The USA Sedan teams returned to race for many seasons at Tralee and the "USA vs. Australia" battles were popular with race fans. Another popular visitor was American Sprintcar great Gary Patterson (promoted in Australia as "The Hostile Hippy"), who proved to be unbeatable on nearly every occasion. Other US stars to race at Tralee were Indianapolis 500 winner Johnny Rutherford, 1975 and 1976 USAC National Midget Champion Ron "Sleepy" Tripp, Larry Rice, and Mel Kenyon. Three time Speedway World Champion Ole Olsen from Denmark was a visitor to the speedway.

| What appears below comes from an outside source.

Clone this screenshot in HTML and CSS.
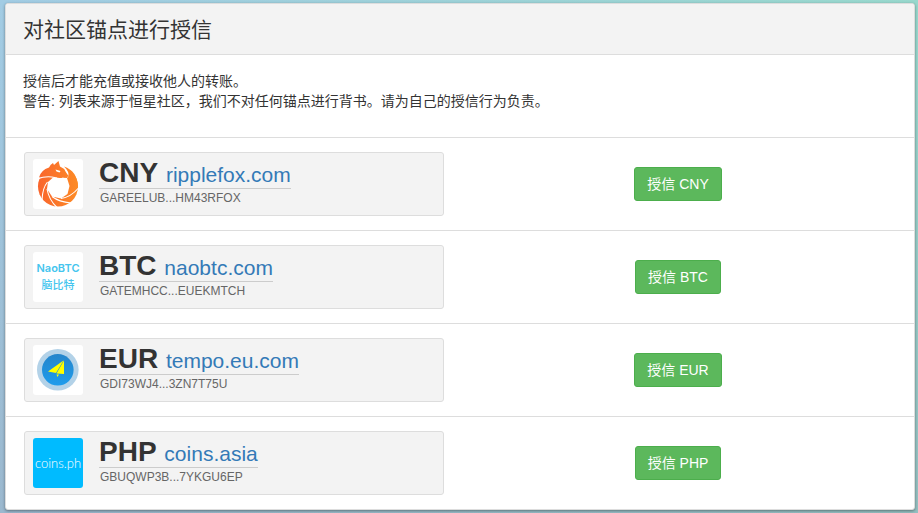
FILE: index.html
```html
<!DOCTYPE html>
<html lang="zh-CN">
<head>
<meta charset="utf-8">
<meta name="viewport" content="width=device-width, initial-scale=1">
<title>对社区锚点进行授信</title>
<link rel="stylesheet" href="styles.css">
</head>
<body>
<main class="panel">
  <header class="panel-header"><h1>对社区锚点进行授信</h1></header>
  <div class="intro">
    <p>授信后才能充值或接收他人的转账。</p>
    <p>警告: 列表来源于恒星社区，我们不对任何锚点进行背书。请为自己的授信行为负责。</p>
  </div>
  <section class="row">
    <div class="anchor">
      <svg class="logo" viewBox="0 0 50 50" aria-hidden="true">
        <defs><linearGradient id="fox" gradientUnits="userSpaceOnUse" x1="5" x2="45" y1="0" y2="0"><stop offset="0" stop-color="#f9652d"/><stop offset="1" stop-color="#fd8b25"/></linearGradient></defs>
        <rect width="50" height="50" fill="#fff"/>
        <circle cx="25" cy="27.500" r="20" fill="url(#fox)"/>
        <path fill="#fff" d="M22 4H34L37 9L35 19L27 10Z"/>
        <path fill="url(#fox)" d="M31 7.500Q44 12 45 27L44 32Q42 24 35.500 19Q37 13 31 7.500Z"/>
        <path fill="#fff" d="M20 18.500L27 17.500L34 19L36.500 27L34.500 35L28 39.500L19 37.500L14 30L15 23Z"/>
        <path fill="none" stroke="#fff" stroke-width="1.100" d="M4 20Q13 16.500 22 18.500M14.500 23Q9.500 29 9 41M14 30Q16 41 24 48.500M19 37.500Q26 43 38 44M28 39.500Q38 38 45.500 29"/>
        <path fill="url(#fox)" d="M6 18.500Q8 11 16 8.500Q17.500 5 20 4L21 6L25.500 2L27 7.500Q31 9 32.500 12.500L35.500 17Q34 19.500 30 18.500Q26 20 22 17.500Q13 15 6 18.500Z"/>
        <path fill="#fff" d="M22.500 10.500L27.500 12L26.500 13.500L23.500 12.500Z"/>
      </svg>
      <div class="details">
        <div class="name"><strong>CNY</strong> <a href="#ripplefox">ripplefox.com</a></div>
        <div class="account">GAREELUB...HM43RFOX</div>
      </div>
    </div>
    <div class="action"><button type="button">授信 CNY</button></div>
  </section>
  <section class="row">
    <div class="anchor">
      <svg class="logo" viewBox="0 0 50 50" aria-hidden="true">
        <rect width="50" height="50" fill="#fff"/>
        <g class="nao" text-anchor="middle"><text class="nao-latin" x="25" y="20">NaoBTC</text><text x="25" y="37">脑比特</text></g>
      </svg>
      <div class="details">
        <div class="name"><strong>BTC</strong> <a href="#naobtc">naobtc.com</a></div>
        <div class="account">GATEMHCC...EUEKMTCH</div>
      </div>
    </div>
    <div class="action"><button type="button">授信 BTC</button></div>
  </section>
  <section class="row">
    <div class="anchor">
      <svg class="logo" viewBox="0 0 50 50" aria-hidden="true">
        <defs><linearGradient id="sky" x1="0" x2="0" y1="0" y2="1"><stop offset="0" stop-color="#2585cb"/><stop offset="1" stop-color="#1e9cec"/></linearGradient></defs>
        <rect width="50" height="50" fill="#fff"/>
        <circle cx="24.800" cy="24.800" r="20.800" fill="#b3d2e8"/>
        <circle cx="24.800" cy="24.800" r="15.800" fill="url(#sky)"/>
        <path fill="#ff0" d="M30.500 15.500L15 26.500L23 28ZM31 15.500L23.500 28.500L31 29ZM23.500 29.500L26 29.500L24.500 32Z"/>
      </svg>
      <div class="details">
        <div class="name"><strong>EUR</strong> <a href="#tempo">tempo.eu.com</a></div>
        <div class="account">GDI73WJ4...3ZN7T75U</div>
      </div>
    </div>
    <div class="action"><button type="button">授信 EUR</button></div>
  </section>
  <section class="row">
    <div class="anchor">
      <svg class="logo" viewBox="0 0 50 50" aria-hidden="true">
        <rect width="50" height="50" fill="#00bbff"/>
        <text class="coins" x="25" y="30" text-anchor="middle">coins.ph</text>
      </svg>
      <div class="details">
        <div class="name"><strong>PHP</strong> <a href="#coins">coins.asia</a></div>
        <div class="account">GBUQWP3B...7YKGU6EP</div>
      </div>
    </div>
    <div class="action"><button type="button">授信 PHP</button></div>
  </section>
</main>
</body>
</html>
```

FILE: styles.css
```css
* { box-sizing: border-box; }

html {
  min-height: 100%;
  background: linear-gradient(to bottom, rgba(145, 155, 175, 0), rgba(145, 155, 175, 0.4)), linear-gradient(to right, #a2cce4, #98d8cd);
}

body {
  margin: 0;
  padding: 3px 3px 3px 5px;
  color: #333;
  font: 14px/20px "Liberation Sans", "Noto Sans CJK SC", sans-serif;
}

.panel {
  background: #fff;
  border: 1px solid #ddd;
  border-radius: 3px;
  box-shadow: 0 1px 3px rgba(0, 0, 0, 0.4);
  overflow: hidden;
}

.panel-header {
  padding: 13px 17px 11px;
  background: #f3f3f3;
}

h1 {
  margin: 0;
  font-size: 21px;
  font-weight: 400;
  line-height: 26px;
}

.intro {
  padding: 16px 17px 26px;
  border-top: 1px solid #ddd;
}

.intro p { margin: 0; }

.row {
  display: grid;
  grid-template-columns: 1fr 1fr;
  align-items: center;
  padding: 14px 18px;
  border-top: 1px solid #ddd;
}

.anchor {
  display: flex;
  margin-right: 16px;
  padding: 6px 8px;
  background: #f3f3f3;
  border: 1px solid #ddd;
  border-radius: 3px;
}

.logo {
  flex: none;
  width: 50px;
  height: 50px;
  border-radius: 3px;
}

.details {
  margin-left: 16px;
}

.name {
  width: fit-content;
  height: 30px;
  border-bottom: 1px solid #ccc;
  font-size: 28px;
  line-height: 28px;
  white-space: nowrap;
}

.name a {
  color: #337ab7;
  font-size: 21px;
  text-decoration: none;
}

.account {
  padding-left: 1px;
  color: #666;
  font-size: 12px;
  line-height: 18px;
}

.action { text-align: center; }

button {
  padding: 6px 12px;
  color: #fff;
  background: #5cb85c;
  border: 1px solid #4cae4c;
  border-radius: 3px;
  font: inherit;
  cursor: pointer;
}

.nao {
  fill: #45c5ee;
  font: 500 11px "Noto Sans CJK SC", sans-serif;
}

.nao-latin {
  font: 600 11px Inter, sans-serif;
}

.coins {
  fill: #fff;
  font: 300 13px Lato, sans-serif;
}
```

Mike Clyne's Ford Mustang racing down main straight at Tralee

===Bitumen and back to clay===
In the 1974 the track was surfaced with bitumen. This changed the nature of the racing, producing faster lap speeds but less exciting racing. It also restricted the classes of racing that could be held at the speedway, and a motorcycle track was built into the infield so that bikes were still able to run at the speedway. With crowds not as big as hoped, the bitumen was dug up after the 1977/78 season and the track reverted to a clay surface, suitable for cars but still not for bikes which still used the infield track until that was removed in 1980. Following the removal of the infield track, bikes raced on the main track.

To coincide with the change in track surface in 1974, Tralee Speedway was renamed as the Fraser Park Raceway.

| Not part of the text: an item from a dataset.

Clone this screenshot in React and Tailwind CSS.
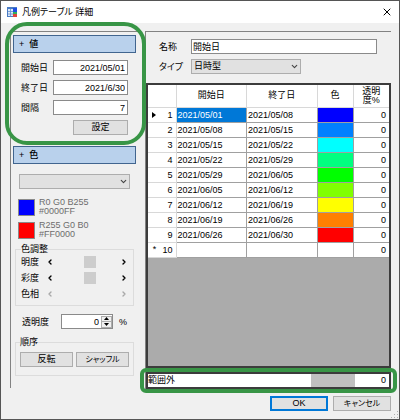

The Speedway hosted the ACT Solo Championship on occasions during the 1980s. Future Australian Solo Champion and 1990 World Finalist Todd Wiltshire won his first senior Speedway championships winning the ACT title in 1987 and 1988 at Tralee.

Tralee Speedway also hosted the Australian Formula 500 Championship in both 1979 and 1988. The 1979 event was won by William Broadwood of Western Australia, while NSW driver Lloyd Thorley won his 3rd and last national title at the speedway in 1988.

The Southern corner at Tralee

As a result of many washed-out nights, due to unseasonable rain and noise restrictions imposed after constant complaints from nearby Hume residents, the track closed in 1997.

==Future==
Today, Tralee Speedway complex is long closed and will be part of a new suburban development.

Speedway in Canberra is now held at the 420 m ACT Speedway located south east of the Canberra Airport in Fairbairn, though unlike Tralee the ACT Speedway rarely hosts national championship meetings.